§ **Short task**
Omit the pictures, please, and give each record below again exactly.

(Data listing)
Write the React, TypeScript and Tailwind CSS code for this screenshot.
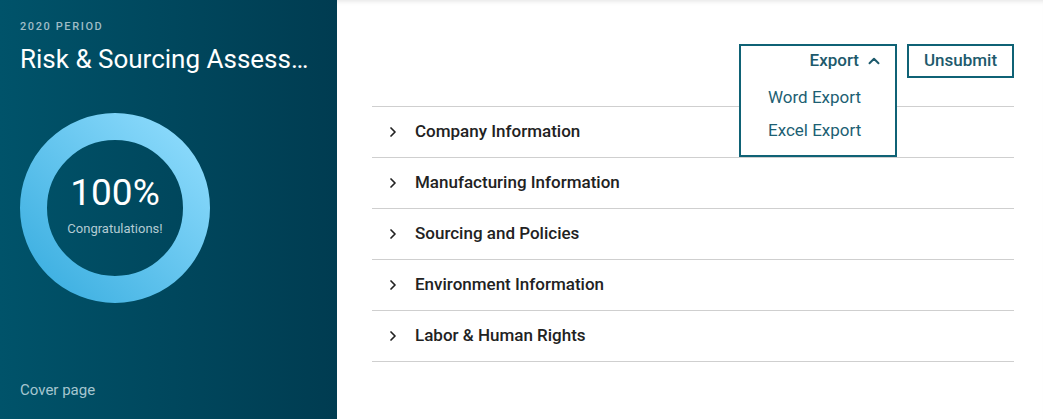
import { ChevronRight, ChevronUp } from 'lucide-react';

const sections = [
  'Company Information',
  'Manufacturing Information',
  'Sourcing and Policies',
  'Environment Information',
  'Labor & Human Rights',
];

function ProgressRing() {
  return (
    <div className="relative w-[190px] h-[190px]">
      <svg width="190" height="190" viewBox="0 0 190 190">
        <defs>
          <linearGradient id="ring" x1="1" y1="0" x2="0" y2="1">
            <stop offset="0%" stopColor="#8fdcfd" />
            <stop offset="100%" stopColor="#3aaee0" />
          </linearGradient>
        </defs>
        <circle cx="95" cy="95" r="81.5" fill="none" stroke="url(#ring)" strokeWidth="27" />
      </svg>
      <div className="absolute inset-0 flex flex-col items-center justify-center">
        <div className="text-[37px] leading-none text-white mt-[-4px]">100%</div>
        <div className="text-[13px] mt-[8px] text-[#b3cbd3]">Congratulations!</div>
      </div>
    </div>
  );
}

export default function App() {
  return (
    <div className="flex w-[1043px] h-[419px] overflow-hidden bg-white" style={{ fontFamily: 'Roboto, "Liberation Sans", sans-serif' }}>
      {/* Sidebar */}
      <aside className="w-[337px] flex-shrink-0 flex flex-col px-5 pt-[20px] pb-[19px] bg-gradient-to-r from-[#00536a] to-[#003c51]">
        <div className="text-[11px] font-medium tracking-[1.6px] text-[#9fbcc6] leading-[14px]">2020 PERIOD</div>
        <div className="mt-[9px] text-[26px] leading-[32px] text-white truncate w-[296px]">Risk &amp; Sourcing Assessment</div>
        <div className="mt-[38px]">
          <ProgressRing />
        </div>
        <div className="mt-auto text-[15px] text-[#a6c6d0] leading-[20px]">Cover page</div>
      </aside>

      {/* Main */}
      <main className="flex-1 pl-[35px] pr-[29px] pt-[44px] shadow-[inset_0_5px_5px_-4px_rgba(0,0,0,0.12)]">
        <div className="flex justify-end gap-[10px]">
          <div className="relative w-[158px] h-[34px]">
            <div className="absolute top-0 left-0 w-[158px] h-[113px] border-2 border-[#0f6275] bg-white z-10">
              <button className="w-full h-[30px] flex items-center justify-end pr-[12px] gap-[6px] text-[17px] font-medium text-[#1d5a6c]">
                Export
                <ChevronUp size={18} strokeWidth={2.6} />
              </button>
              <div className="pl-[27px] pt-[11px] flex flex-col gap-[13px] text-[17px] text-[#1d5f73] leading-[20px]">
                <div>Word Export</div>
                <div>Excel Export</div>
              </div>
            </div>
          </div>
          <button className="w-[107px] h-[34px] border-2 border-[#0f6275] text-[17px] font-medium text-[#1d5a6c]">Unsubmit</button>
        </div>

        <div className="mt-[28px] border-t border-[#cfcfcf]">
          {sections.map((s) => (
            <div key={s} className="h-[51px] flex items-center border-b border-[#cfcfcf] pl-[13px]">
              <ChevronRight size={16} strokeWidth={2.6} className="text-[#222]" />
              <span className="ml-[14px] text-[17px] font-medium text-[#222]">{s}</span>
            </div>
          ))}
        </div>
      </main>
    </div>
  );
}
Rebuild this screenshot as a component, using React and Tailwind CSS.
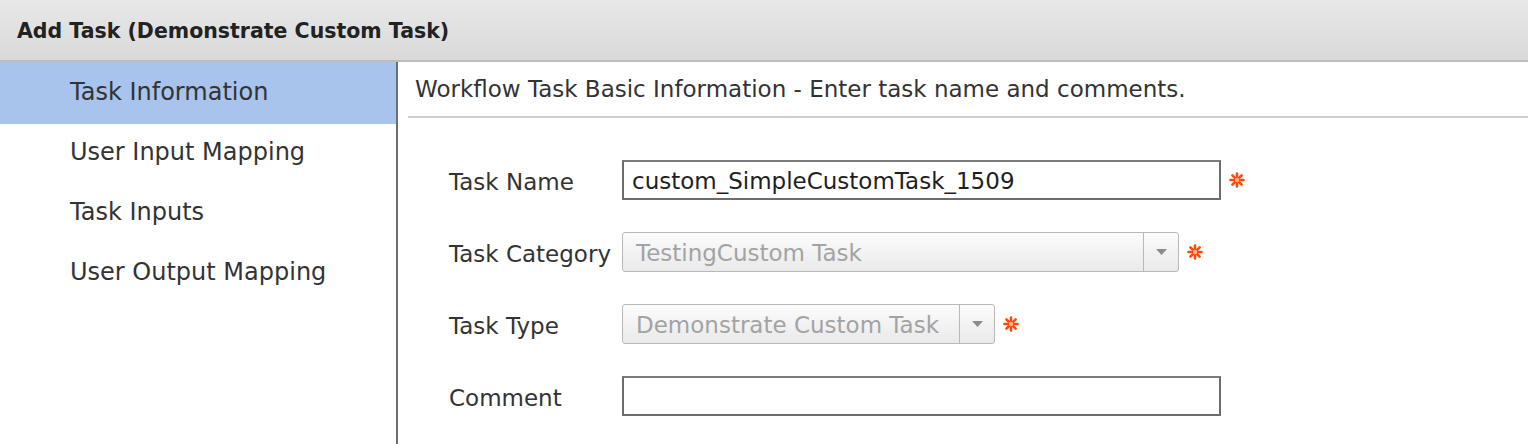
import React from "react";

const font = { fontFamily: '"DejaVu Sans", Verdana, sans-serif' };

function Required() {
  return (
    <svg width="16" height="16" viewBox="0 0 16 16" className="shrink-0">
      <g stroke="#ff4a0a" strokeWidth="2.6" strokeLinecap="round">
        <line x1="8" y1="1.5" x2="8" y2="14.5" />
        <line x1="1.5" y1="8" x2="14.5" y2="8" />
        <line x1="3.4" y1="3.4" x2="12.6" y2="12.6" />
        <line x1="12.6" y1="3.4" x2="3.4" y2="12.6" />
      </g>
      <circle cx="8" cy="8" r="2.2" fill="#ffb08a" />
    </svg>
  );
}

function TextBox({ value }) {
  return (
    <div className="w-[599px] h-[40px] border-2 border-[#6c6c6c] border-t-[#7c7c7c] bg-white flex items-center pl-[8px] pt-[3px] text-[23px] text-[#1e1e1e]">
      {value}
    </div>
  );
}

function Select({ value, width }) {
  return (
    <div
      className={`${width} h-[40px] border border-[#b8b8b8] rounded-[3px] bg-gradient-to-b from-[#fcfcfc] to-[#e9e9e9] flex items-stretch`}
    >
      <div className="flex-1 flex items-center pl-[13px] pt-[3px] text-[23px] text-[#a3a3a3]">{value}</div>
      <div className="w-[35px] border-l border-[#b8b8b8] flex items-center justify-center">
        <svg width="11" height="7" viewBox="0 0 11 7">
          <polygon points="0,0 11,0 5.5,6" fill="#8c8c8c" />
        </svg>
      </div>
    </div>
  );
}

function Row({ label, children, required }) {
  return (
    <div className="flex items-center h-[40px]">
      <div className="w-[173px] pt-[4px] text-[23px] text-[#333]">{label}</div>
      {children}
      {required && <div className="ml-[8px] flex items-center"><Required /></div>}
    </div>
  );
}

export default function App() {
  const navItems = ["Task Information", "User Input Mapping", "Task Inputs", "User Output Mapping"];

  return (
    <div className="w-[1528px] h-[444px] bg-white overflow-hidden flex flex-col" style={font}>
      {/* header */}
      <div className="h-[62px] shrink-0 bg-gradient-to-b from-[#e8e8e8] to-[#d9d9d9] border-b-2 border-[#bdbdbd] flex items-center pl-[17px] pt-[2px]">
        <span className="text-[20.5px] font-bold text-[#222]">Add Task (Demonstrate Custom Task)</span>
      </div>

      <div className="flex flex-1">
        {/* left nav */}
        <div className="w-[398px] shrink-0 border-r-2 border-[#6e6e6e] flex flex-col">
          {navItems.map((item, i) =>
            i === 0 ? (
              <div key={item} className="h-[62px] flex items-center pl-[70px] pb-[2px] text-[24px] text-[#333] bg-[#a8c3ec]">
                {item}
              </div>
            ) : (
              <div key={item} className="h-[60px] flex items-center pl-[70px] pb-[4px] text-[24px] text-[#333]">
                {item}
              </div>
            )
          )}
        </div>

        {/* right panel */}
        <div className="flex-1 pl-[10px]">
          <div className="h-[56px] border-b-2 border-[#cfcfcf] flex items-center pl-[7px] text-[23px] text-[#333]">
            Workflow Task Basic Information - Enter task name and comments.
          </div>
          <div className="pl-[41px] pt-[42px] flex flex-col gap-[32px]">
            <Row label="Task Name" required>
              <TextBox value="custom_SimpleCustomTask_1509" />
            </Row>
            <Row label="Task Category" required>
              <Select value="TestingCustom Task" width="w-[557px]" />
            </Row>
            <Row label="Task Type" required>
              <Select value="Demonstrate Custom Task" width="w-[373px]" />
            </Row>
            <Row label="Comment">
              <TextBox value="" />
            </Row>
          </div>
        </div>
      </div>
    </div>
  );
}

§ **Solution**
Write the React, TypeScript and Tailwind CSS code for this screenshot.
import { ChevronRight, ChevronUp } from 'lucide-react';

const sections = [
  'Company Information',
  'Manufacturing Information',
  'Sourcing and Policies',
  'Environment Information',
  'Labor & Human Rights',
];

function ProgressRing() {
  return (
    <div className="relative w-[190px] h-[190px]">
      <svg width="190" height="190" viewBox="0 0 190 190">
        <defs>
          <linearGradient id="ring" x1="1" y1="0" x2="0" y2="1">
            <stop offset="0%" stopColor="#8fdcfd" />
            <stop offset="100%" stopColor="#3aaee0" />
          </linearGradient>
        </defs>
        <circle cx="95" cy="95" r="81.5" fill="none" stroke="url(#ring)" strokeWidth="27" />
      </svg>
      <div className="absolute inset-0 flex flex-col items-center justify-center">
        <div className="text-[37px] leading-none text-white mt-[-4px]">100%</div>
        <div className="text-[13px] mt-[8px] text-[#b3cbd3]">Congratulations!</div>
      </div>
    </div>
  );
}

export default function App() {
  return (
    <div className="flex w-[1043px] h-[419px] overflow-hidden bg-white" style={{ fontFamily: 'Roboto, "Liberation Sans", sans-serif' }}>
      {/* Sidebar */}
      <aside className="w-[337px] flex-shrink-0 flex flex-col px-5 pt-[20px] pb-[19px] bg-gradient-to-r from-[#00536a] to-[#003c51]">
        <div className="text-[11px] font-medium tracking-[1.6px] text-[#9fbcc6] leading-[14px]">2020 PERIOD</div>
        <div className="mt-[9px] text-[26px] leading-[32px] text-white truncate w-[296px]">Risk &amp; Sourcing Assessment</div>
        <div className="mt-[38px]">
          <ProgressRing />
        </div>
        <div className="mt-auto text-[15px] text-[#a6c6d0] leading-[20px]">Cover page</div>
      </aside>

      {/* Main */}
      <main className="flex-1 pl-[35px] pr-[29px] pt-[44px] shadow-[inset_0_5px_5px_-4px_rgba(0,0,0,0.12)]">
        <div className="flex justify-end gap-[10px]">
          <div className="relative w-[158px] h-[34px]">
            <div className="absolute top-0 left-0 w-[158px] h-[113px] border-2 border-[#0f6275] bg-white z-10">
              <button className="w-full h-[30px] flex items-center justify-end pr-[12px] gap-[6px] text-[17px] font-medium text-[#1d5a6c]">
                Export
                <ChevronUp size={18} strokeWidth={2.6} />
              </button>
              <div className="pl-[27px] pt-[11px] flex flex-col gap-[13px] text-[17px] text-[#1d5f73] leading-[20px]">
                <div>Word Export</div>
                <div>Excel Export</div>
              </div>
            </div>
          </div>
          <button className="w-[107px] h-[34px] border-2 border-[#0f6275] text-[17px] font-medium text-[#1d5a6c]">Unsubmit</button>
        </div>

        <div className="mt-[28px] border-t border-[#cfcfcf]">
          {sections.map((s) => (
            <div key={s} className="h-[51px] flex items-center border-b border-[#cfcfcf] pl-[13px]">
              <ChevronRight size={16} strokeWidth={2.6} className="text-[#222]" />
              <span className="ml-[14px] text-[17px] font-medium text-[#222]">{s}</span>
            </div>
          ))}
        </div>
      </main>
    </div>
  );
}
Rebuild this screenshot as a component, using React and Tailwind CSS.
import React from "react";

const font = { fontFamily: '"DejaVu Sans", Verdana, sans-serif' };

function Required() {
  return (
    <svg width="16" height="16" viewBox="0 0 16 16" className="shrink-0">
      <g stroke="#ff4a0a" strokeWidth="2.6" strokeLinecap="round">
        <line x1="8" y1="1.5" x2="8" y2="14.5" />
        <line x1="1.5" y1="8" x2="14.5" y2="8" />
        <line x1="3.4" y1="3.4" x2="12.6" y2="12.6" />
        <line x1="12.6" y1="3.4" x2="3.4" y2="12.6" />
      </g>
      <circle cx="8" cy="8" r="2.2" fill="#ffb08a" />
    </svg>
  );
}

function TextBox({ value }) {
  return (
    <div className="w-[599px] h-[40px] border-2 border-[#6c6c6c] border-t-[#7c7c7c] bg-white flex items-center pl-[8px] pt-[3px] text-[23px] text-[#1e1e1e]">
      {value}
    </div>
  );
}

function Select({ value, width }) {
  return (
    <div
      className={`${width} h-[40px] border border-[#b8b8b8] rounded-[3px] bg-gradient-to-b from-[#fcfcfc] to-[#e9e9e9] flex items-stretch`}
    >
      <div className="flex-1 flex items-center pl-[13px] pt-[3px] text-[23px] text-[#a3a3a3]">{value}</div>
      <div className="w-[35px] border-l border-[#b8b8b8] flex items-center justify-center">
        <svg width="11" height="7" viewBox="0 0 11 7">
          <polygon points="0,0 11,0 5.5,6" fill="#8c8c8c" />
        </svg>
      </div>
    </div>
  );
}

function Row({ label, children, required }) {
  return (
    <div className="flex items-center h-[40px]">
      <div className="w-[173px] pt-[4px] text-[23px] text-[#333]">{label}</div>
      {children}
      {required && <div className="ml-[8px] flex items-center"><Required /></div>}
    </div>
  );
}

export default function App() {
  const navItems = ["Task Information", "User Input Mapping", "Task Inputs", "User Output Mapping"];

  return (
    <div className="w-[1528px] h-[444px] bg-white overflow-hidden flex flex-col" style={font}>
      {/* header */}
      <div className="h-[62px] shrink-0 bg-gradient-to-b from-[#e8e8e8] to-[#d9d9d9] border-b-2 border-[#bdbdbd] flex items-center pl-[17px] pt-[2px]">
        <span className="text-[20.5px] font-bold text-[#222]">Add Task (Demonstrate Custom Task)</span>
      </div>

      <div className="flex flex-1">
        {/* left nav */}
        <div className="w-[398px] shrink-0 border-r-2 border-[#6e6e6e] flex flex-col">
          {navItems.map((item, i) =>
            i === 0 ? (
              <div key={item} className="h-[62px] flex items-center pl-[70px] pb-[2px] text-[24px] text-[#333] bg-[#a8c3ec]">
                {item}
              </div>
            ) : (
              <div key={item} className="h-[60px] flex items-center pl-[70px] pb-[4px] text-[24px] text-[#333]">
                {item}
              </div>
            )
          )}
        </div>

        {/* right panel */}
        <div className="flex-1 pl-[10px]">
          <div className="h-[56px] border-b-2 border-[#cfcfcf] flex items-center pl-[7px] text-[23px] text-[#333]">
            Workflow Task Basic Information - Enter task name and comments.
          </div>
          <div className="pl-[41px] pt-[42px] flex flex-col gap-[32px]">
            <Row label="Task Name" required>
              <TextBox value="custom_SimpleCustomTask_1509" />
            </Row>
            <Row label="Task Category" required>
              <Select value="TestingCustom Task" width="w-[557px]" />
            </Row>
            <Row label="Task Type" required>
              <Select value="Demonstrate Custom Task" width="w-[373px]" />
            </Row>
            <Row label="Comment">
              <TextBox value="" />
            </Row>
          </div>
        </div>
      </div>
    </div>
  );
}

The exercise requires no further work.